I guess I'm just trying to point out that there really are benefits to giving up the CD experience. For me, living in a small apartment, simply not having to have all the CDs on hand is worth it. But it's also great to be able to put some tunes on a portable player to take with me, and to be able to organize and browse all my music in a program like iTunes. I think you'll quickly grasp what the computer route has going for it when you get the chance to play around with a well set-up computer-based rig. If that doesn't happen for a while, no problem -- keep buying and using CDs until you're convinced or until your CD-player needs replacing. When you do finally switch over, all you have to do is rip alll your CDs to a hard-drive and you've got everything you had before, but with a whole lot more flexibility.
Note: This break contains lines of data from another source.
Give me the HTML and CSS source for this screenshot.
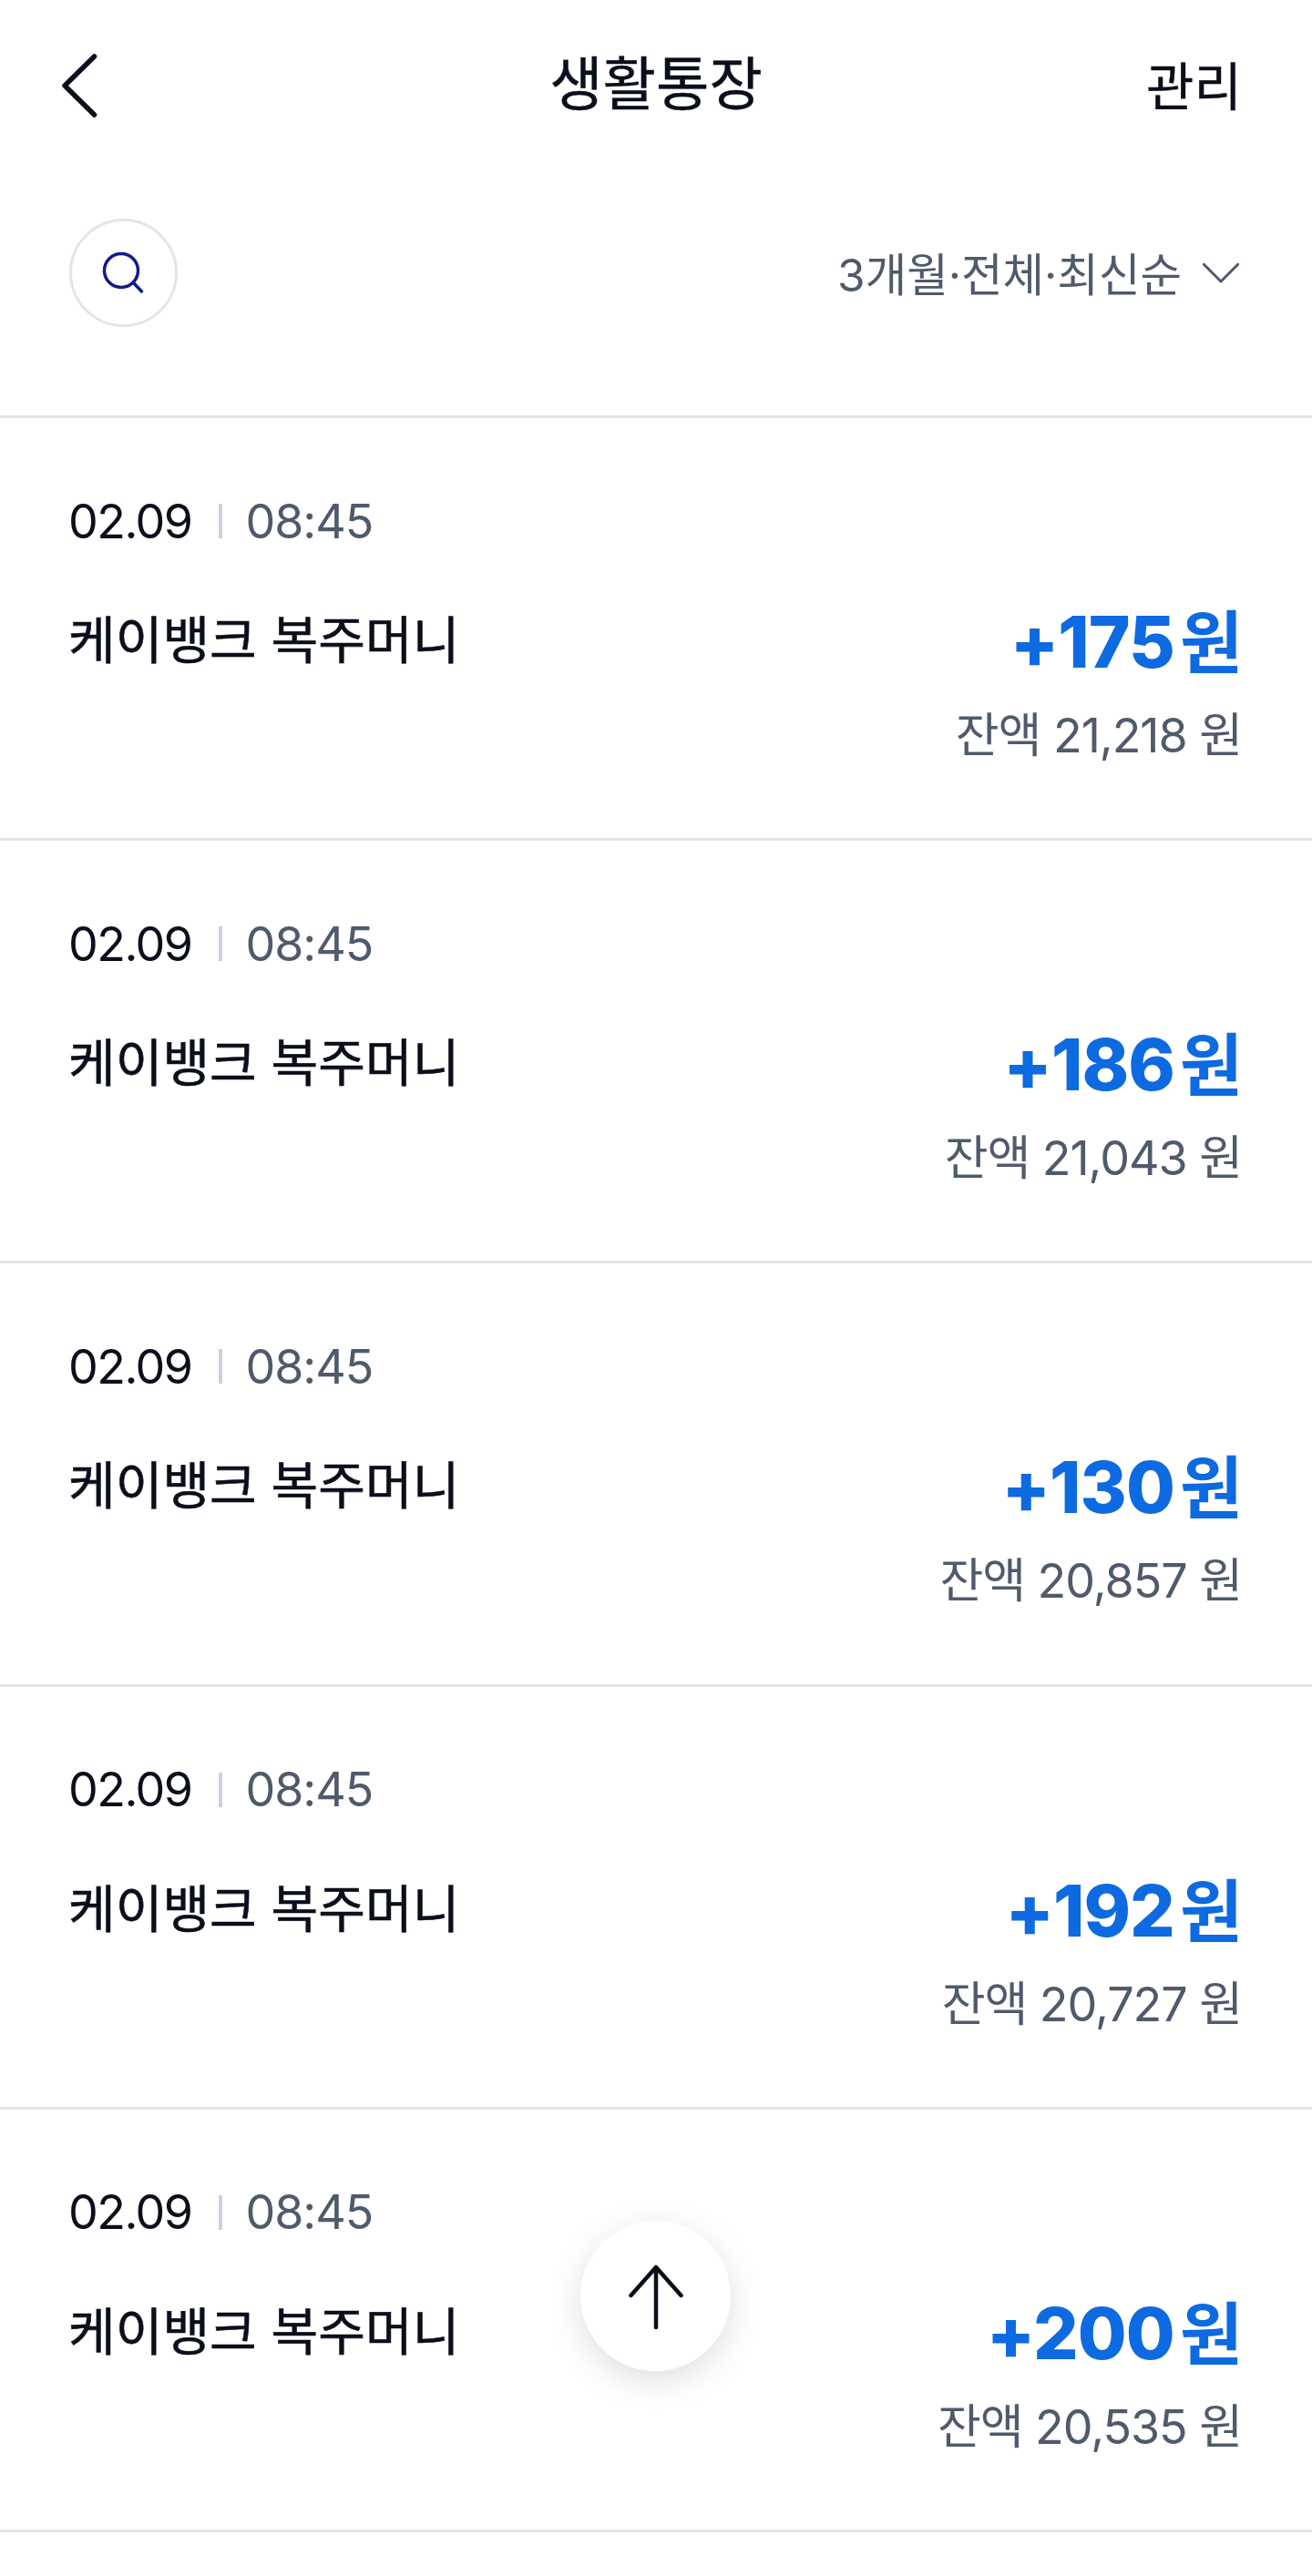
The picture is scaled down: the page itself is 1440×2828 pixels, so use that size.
FILE: index.html
```html
<!DOCTYPE html>
<html lang="ko">
<head>
    <meta charset="UTF-8">
    <meta name="viewport" content="width=device-width, initial-scale=1.0">
    <title>생활통장</title>
    <link rel="stylesheet" href="styles.css">
</head>
<body>
    <div class="page">
        <header class="top-bar">
            <a class="back-btn" href="#" aria-label="뒤로">
                <svg width="44" height="72" viewBox="0 0 44 72"><path d="M37.500 4 L5 36 L37.500 68"/></svg>
            </a>
            <h1>생활통장</h1>
            <a class="manage" href="#">관리</a>
        </header>

        <div class="toolbar">
            <button class="search-btn" type="button" aria-label="검색">
                <svg width="48" height="48" viewBox="0 0 48 48"><circle cx="21" cy="21" r="18.500"/><path d="M34.500 34.500 L43.500 44"/></svg>
            </button>
            <button class="filter" type="button">
                <span>3개월·전체·최신순</span>
                <svg width="40" height="22" viewBox="0 0 40 22"><path d="M1 1 L20 20 L39 1"/></svg>
            </button>
        </div>

        <ul class="tx-list">
            <li class="tx">
                <div class="tx-when"><span>02.09</span><i></i><time>08:45</time></div>
                <div class="tx-body">
                    <div class="tx-name">케이뱅크 복주머니</div>
                    <div class="tx-money">
                        <div class="amount">+175<span>원</span></div>
                        <div class="balance">잔액 21,218 원</div>
                    </div>
                </div>
            </li>
            <li class="tx">
                <div class="tx-when"><span>02.09</span><i></i><time>08:45</time></div>
                <div class="tx-body">
                    <div class="tx-name">케이뱅크 복주머니</div>
                    <div class="tx-money">
                        <div class="amount">+186<span>원</span></div>
                        <div class="balance">잔액 21,043 원</div>
                    </div>
                </div>
            </li>
            <li class="tx">
                <div class="tx-when"><span>02.09</span><i></i><time>08:45</time></div>
                <div class="tx-body">
                    <div class="tx-name">케이뱅크 복주머니</div>
                    <div class="tx-money">
                        <div class="amount">+130<span>원</span></div>
                        <div class="balance">잔액 20,857 원</div>
                    </div>
                </div>
            </li>
            <li class="tx">
                <div class="tx-when"><span>02.09</span><i></i><time>08:45</time></div>
                <div class="tx-body">
                    <div class="tx-name">케이뱅크 복주머니</div>
                    <div class="tx-money">
                        <div class="amount">+192<span>원</span></div>
                        <div class="balance">잔액 20,727 원</div>
                    </div>
                </div>
            </li>
            <li class="tx">
                <div class="tx-when"><span>02.09</span><i></i><time>08:45</time></div>
                <div class="tx-body">
                    <div class="tx-name">케이뱅크 복주머니</div>
                    <div class="tx-money">
                        <div class="amount">+200<span>원</span></div>
                        <div class="balance">잔액 20,535 원</div>
                    </div>
                </div>
            </li>
        </ul>

        <button class="to-top" type="button" aria-label="맨 위로">
            <svg width="64" height="72" viewBox="0 0 64 72"><path d="M32 70 V4 M4.500 35 L32 4 L59.500 35"/></svg>
        </button>
    </div>
</body>
</html>
```

FILE: styles.css
```css
* { box-sizing: border-box; }
html, body { margin: 0; padding: 0; background: #fff; }
body { font-family: Inter, "Noto Sans CJK KR", sans-serif; color: #0b0f1c; }
.page { position: relative; width: 1440px; height: 2828px; overflow: hidden; }

.top-bar { height: 184px; padding: 0 77px 0 66px; display: flex; justify-content: space-between; align-items: center; position: relative; }
.back-btn { display: block; line-height: 0; margin-top: 4px; }
.back-btn svg { fill: none; stroke: #0b0f1c; stroke-width: 5.500; stroke-linecap: round; stroke-linejoin: round; }
.top-bar h1 { position: absolute; left: 0; right: 0; margin: 0; text-align: center; font-size: 63.500px; font-weight: 400; line-height: 182px; -webkit-text-stroke: 0.4px #0b0f1c; }
.manage { color: #0b0f1c; text-decoration: none; font-size: 57px; font-weight: 400; margin-top: -3px; -webkit-text-stroke: 0.4px #0b0f1c; }

.toolbar { height: 275px; padding: 56px 80px 0 76px; display: flex; justify-content: space-between; align-items: flex-start; border-bottom: 3px solid #e1e4e9; }
.search-btn { width: 119px; height: 119px; border: 3px solid #e1e5ec; border-radius: 50%; background: #fff; padding: 0; display: flex; justify-content: center; align-items: center; }
.search-btn svg { fill: none; stroke: #101c8c; stroke-width: 3.500; stroke-linecap: round; }
.filter { height: 119px; border: 0; background: none; padding: 0; display: flex; align-items: center; gap: 23px; font-family: inherit; font-size: 49.500px; color: #4f5a6b; }
.filter span { margin-top: -2px; }
.filter svg { fill: none; stroke: #4f5a6b; stroke-width: 3; stroke-linecap: round; stroke-linejoin: round; }

.tx-list { list-style: none; margin: 0; padding: 0; }
.tx { height: 464.200px; padding: 88px 77px 0 75px; border-bottom: 3px solid #e1e4e9; }
.tx-when { display: flex; align-items: center; height: 50px; font-size: 52px; letter-spacing: -0.03em; }
.tx-when i { width: 4px; height: 38px; background: #c9d1dc; margin: 0 25px 0 30px; }
.tx-when time { color: #4f5a6b; letter-spacing: -0.02em; }
.tx-body { display: flex; justify-content: space-between; align-items: flex-start; margin-top: 58px; }
.tx-name { font-size: 56.200px; line-height: 76px; margin-top: 10px; -webkit-text-stroke: 0.6px #0b0f1c; }
.tx-money { text-align: right; }
.amount { font-size: 78px; font-weight: 800; color: #0e6ae0; line-height: 100px; letter-spacing: -0.012em; }
.amount span { font-size: 75px; font-weight: 700; margin-left: 6px; }
.balance { font-size: 52px; color: #4f5a6b; line-height: 64px; margin-top: 20px; letter-spacing: -0.02em; }

/* floating scroll-to-top */
.to-top { position: absolute; left: 637px; top: 2438px; width: 165px; height: 165px; border: 0; border-radius: 50%; background: #fff; box-shadow: 0 10px 36px rgba(0, 0, 0, 0.13); padding: 0; display: flex; justify-content: center; align-items: center; }
.to-top svg { fill: none; stroke: #0b0f1c; stroke-width: 4.500; stroke-linecap: round; stroke-linejoin: round; }
```
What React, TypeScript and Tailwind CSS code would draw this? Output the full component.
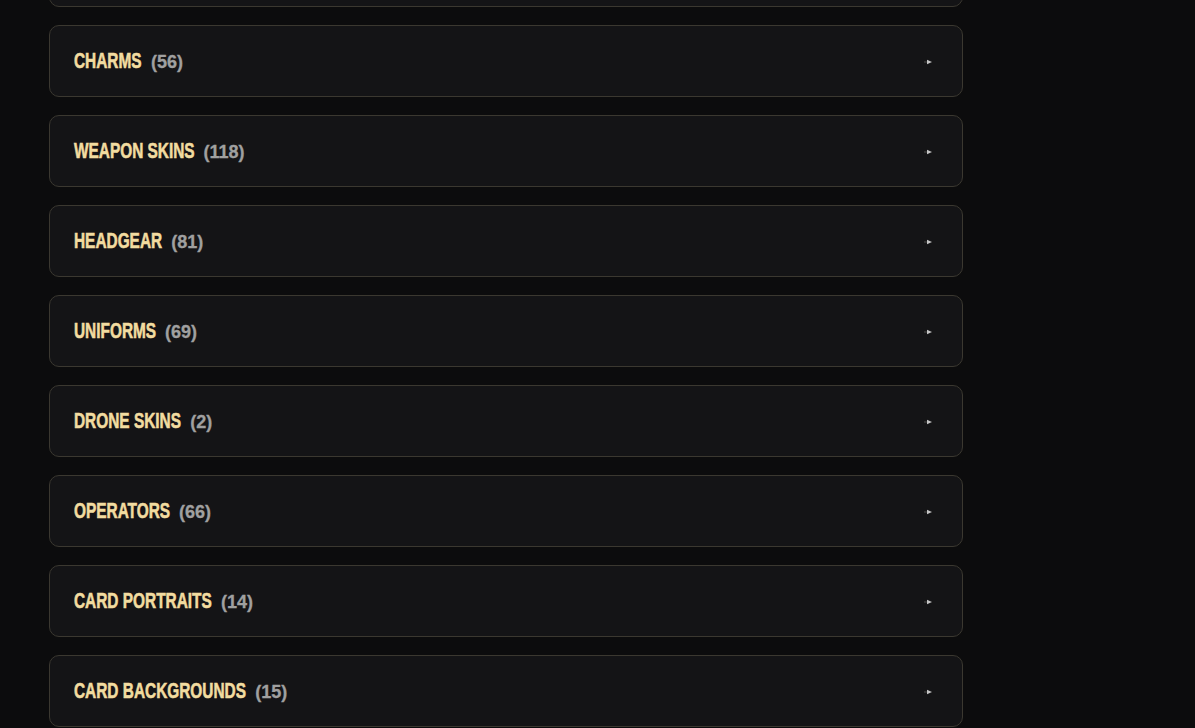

But back to the topic: it really would be great if DG ends up offering lossless CD-equivalent audio or even recordings at better than CD quality. Duggeh's mention of Linn's online music store is on target. They've done some neat stuff with hi-rez offerings. If DG can do something like that, we'd be most of the way there.

But I noted earlier that I don't think lossless is quite ready for widespread downloading yet. Part of the problem is just bandwidth, but more important are the formats. Portable devices seem to support only one or the other of the two big ones, FLAC and ALAC. Obviously portables aren't the target market for lossless, but iTunes' lack of support for FLAC, coupled with everyone else's avoidance of ALAC in an effort to hold back Apple, means that there isn't really a format that a lot of people will be able to download and have "just work." And downloads are, first, about convenience.

Still, you gotta start somewhere, and it would make sense for someone like DG to get out in front on lossless. The rise of computers as music hubs has brought with it insouciance about sound quality, and a discerning market niche like the classical music crowd is the right place to start the process of bringing things back around. We can have both convenience and quality ... if someone will sell it to us.